Seguridad y mantenimiento
La última parada de nuestra visita deja los lienzos y los despachos de lado y nos lleva de lleno a las entrañas del museo. Una de sus patas fundamentales es la seguridad. Cámaras, muros y cristales blindados, volumétricos, detectores de incendios, personal... Ni un centímetro del edificio escapa de la vigilancia sin que esta resulte agresiva para el visitante. “La seguridad no es una cosa. Son varias. En el Thyssen tenemos seguridad física y pasiva, desde cristales y muros blindados hasta sistemas en el alcantarillado, seguridad activa por sensores, y la humana”, señala Andrés Pérez, el jefe de seguridad del museo. “Es cara, es molesta, a veces incordia pero es imprescindible. En este museo, que es muy abierto, se incordia poco. Todo está muy integrado y aunque parece que no hay nada, todo está muy vigilado”, agrega.
De nuevo, estamos delante de una maquinaria perfecta de la que podemos únicamente apreciar algunas de sus más de 300 cámaras de videovigilancia que están operativas y grabando cualquier movimiento las 24 horas del día. Al contenido ya de por sí sensible del museo, hay que sumar su cercanía con el Congreso de los Diputados, que da más de una interferencia en el día a día, y la cantidad de manifestaciones que se suceden en la carrera de San Jerónimo o en las concentraciones deportivas en la fuente de Neptuno. “Generan mucha presión porque están aquí encima”, confiensa Solana.
Pérez nos lleva, y nos recuerda que no podemos hacer fotos, al corazón del sistema de seguridad: el CRA, un centro de control autorizado por la policía plagado de monitores y ordenadores donde varios trabajadores controlan salas, pasillos, cubierta o sótanos del museo. Allí, por ejemplo, comprueban el aforo (durante nuestro recorrido hay 894 visitantes en el interior del museo), cuentan con un sistema de seguridad avanzado que detecta el no movimiento de los vigilantes en el que caso de ocurrir algo dentro de esa sala al más puro estilo control de realización de una televisión, y preguntamos por cómo se protegen los cuadros. Obviamente no nos van a desvelar todo, nos dicen entre risas, pero sí un par de curiosidades: Esas pequeñas antenas que muchos hemos podido ver en varias esquinas de las salas del museo y una especie de tarjetas hipersensibles que están colocadas en las traseras de los cuadros. Con un pequeño roce e incluso un golpe cercano a la obra, automáticamente salta una estridente alarma en esta sala. “La gente normalmente no tiene la tentación de tocar una obra”, cuenta Pérez aunque nos desvela que en la pasada exposición de Cartier, “una de las más exigentes en cuanto a seguridad”, estas alarmas saltaron muchas veces por los choques de frente y nariz contras las vitrinas.

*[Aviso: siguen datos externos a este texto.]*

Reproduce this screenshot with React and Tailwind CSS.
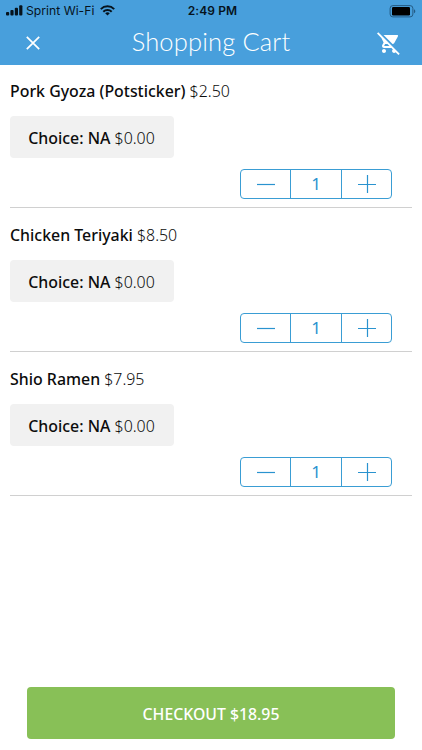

Por último, junto a José Antonio Martín, encargado de mantenimiento, hablamos de algo fundamental para las obras de arte: el control de la iluminación (natural y artificial), la temperatura (entre 20 y 24ºC) y la humedad (en torno al 52%). Un equipo de diez personas se ocupa del mantenimiento del museo, desde la climatización hasta el aire acondicionado, la electricidad o los requirimientos de los actos y eventos especiales que se llevan a cabo en el museo. El paseo que hacemos con él va desde la cubierta del edificio, con los magníficos lucernarios proyectados por Moneo en la restauración del edificio y tres grandes torres de refrigeración, hasta los sótanos donde trabajan tres inmensos climatizadores (en la foto), las calderas o los aparatos que controlan la humedad de cada zona de forma independiente. Además, todo se ha adaptado en los últimos tiempos al consumo sostenible y la reducción de emisiones, una inversión, matiza Martín, que ha compensado la subida energética y ha supuesto una disminución del consumo. “Se ahorra pero siempre con la premisa de la conservación de las obras. Eso es lo importante”, cuenta. Mirando la panorámica del sótano 3 nos dice: “El público no alcanza a imaginar lo que no se ve en este museo”. Lo hemos comprobado.